The separation principle, in its full generality, tells us that the original, partially-observed control problem is equivalent to a new, fully-observed control problem where the "state" is the belief $\pi_t$ itself. And because the KSE tells us that the evolution of $\pi_t$ is Markovian (its future depends only on its present, not its past), we can apply the powerful tools of dynamic programming, like the Hamilton-Jacobi-Bellman equation, to this new, infinite-dimensional state space. The KSE provides the "eyes" for the controller, turning a problem of blindness into one of sight, albeit a sight that sees probability distributions instead of points.

But a wonderful subtlety emerges in the nonlinear world. In the simple linear-Gaussian (LQG) case, estimation and control are truly separate. The quality of our estimate (the variance) evolves independently of our control actions. For nonlinear systems, this is no longer true. Imagine our sensor is much more accurate when the hidden state is in a certain region. The optimal controller, being clever, might realize this. It might briefly steer the system into that high-information region—even if that is away from its ultimate target—just to get a better lock on its position. After it has reduced its uncertainty, it can then proceed to the final goal with more confidence. This fascinating interplay, where a control action is chosen for its informational value as well as its steering effect, is called the dual effect of control. It is a direct consequence of the coupling between control and estimation revealed by the full nonlinear filtering theory, a richness that has no counterpart in the simple linear world.
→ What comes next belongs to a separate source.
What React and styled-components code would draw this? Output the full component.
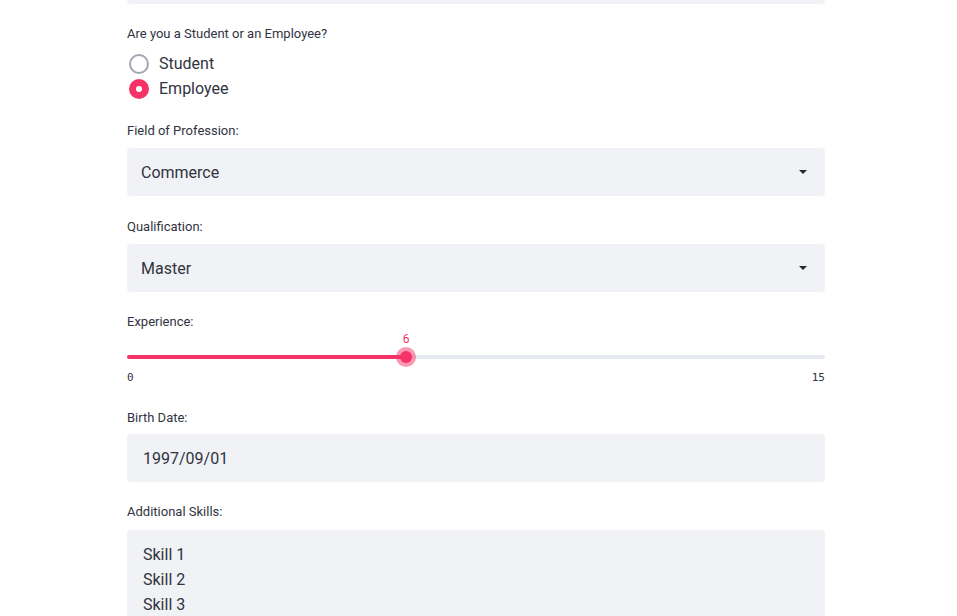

The Art of Approximation: Bringing the Filter to Life

For all its theoretical beauty, the Kushner-Stratonovich equation is a formidable beast. As a stochastic partial differential equation, it is rarely solvable with pen and paper. To bring its power to real-world applications, from weather forecasting to self-driving cars, we need computers and clever numerical algorithms.

Here, a close cousin of the KSE, the Zakai equation, comes to the rescue. Through a clever mathematical transformation, the nonlinear KSE can be converted into the linear Zakai equation, which governs an unnormalized version of the belief state. And as any numerical analyst will tell you, linear equations are vastly more cooperative on a computer than nonlinear ones.

This insight is the key to many modern filtering algorithms, such as particle filters. The idea behind a particle filter is wonderfully intuitive: we create a cloud of thousands of "particles," each representing a possible reality for the hidden state. We let each particle evolve according to its own dynamics. Then, as real observations come in, we give more "weight" to the particles whose histories are more consistent with what we saw. The Zakai formulation provides a robust and mathematically sound way to evolve these weights. It avoids certain numerical traps, like the loss of precision from subtracting two nearly-equal large numbers (catastrophic cancellation), that can plague direct discretizations of the KSE, making numerical solutions more stable and reliable.

The Geometry of Uncertainty: Filtering on Curved Spaces

Our final stop on this tour takes us to the intersection of probability, engineering, and pure geometry. What if the hidden state of our system is not a point on a flat plane, but a location on the curved surface of the Earth, or the orientation of a satellite tumbling through space? The state lives on a manifold, a curved space.

Here, the true geometric nature of filtering theory comes into full view. To do things correctly, we need a theory that is independent of any particular coordinate system we might choose to describe the state (like latitude/longitude on a sphere, or Euler angles for an orientation). This is where the distinction between Itô and Stratonovich stochastic calculus, which might have seemed a mere technicality, becomes paramount. A Stratonovich SDE, whose dynamics are described by vector fields, behaves naturally under coordinate changes, just like the laws of classical mechanics. It is inherently geometric.

Let’s take a cautionary tale. Suppose we are tracking an object undergoing random diffusion on the surface of a sphere. If we write down the equations in standard spherical coordinates but use a naive Itô formulation that ignores the curvature, our filter will be biased! It will incorrectly believe the object has a tendency to drift towards the poles. This is not a real physical force; it is a mathematical artifact, a "fictitious force" created by trying to describe a curved reality on a flat coordinate map. The geometrically correct Stratonovich formulation, from which the KSE is derived, automatically includes the necessary curvature correction term (the " $\cot(\theta)$ " term from the Laplace-Beltrami operator) and gives an unbiased, physically correct filter. This shows in the most concrete way that to get the physics right in a curved world, we need a deep and geometrically sound mathematical framework. This principle is vital in robotics, aerospace navigation, and molecular modeling.

Our journey is complete. We have seen the Kushner-Stratonovich equation in action, unifying the classic Kalman filter, describing the tracking of discrete events, providing the foundation for intelligent control, and revealing its deep geometric character on curved spaces. It stands as a testament to the power of a single mathematical idea to illuminate a vast landscape of scientific and engineering problems, guiding us in our quest to find certainty in an uncertain world.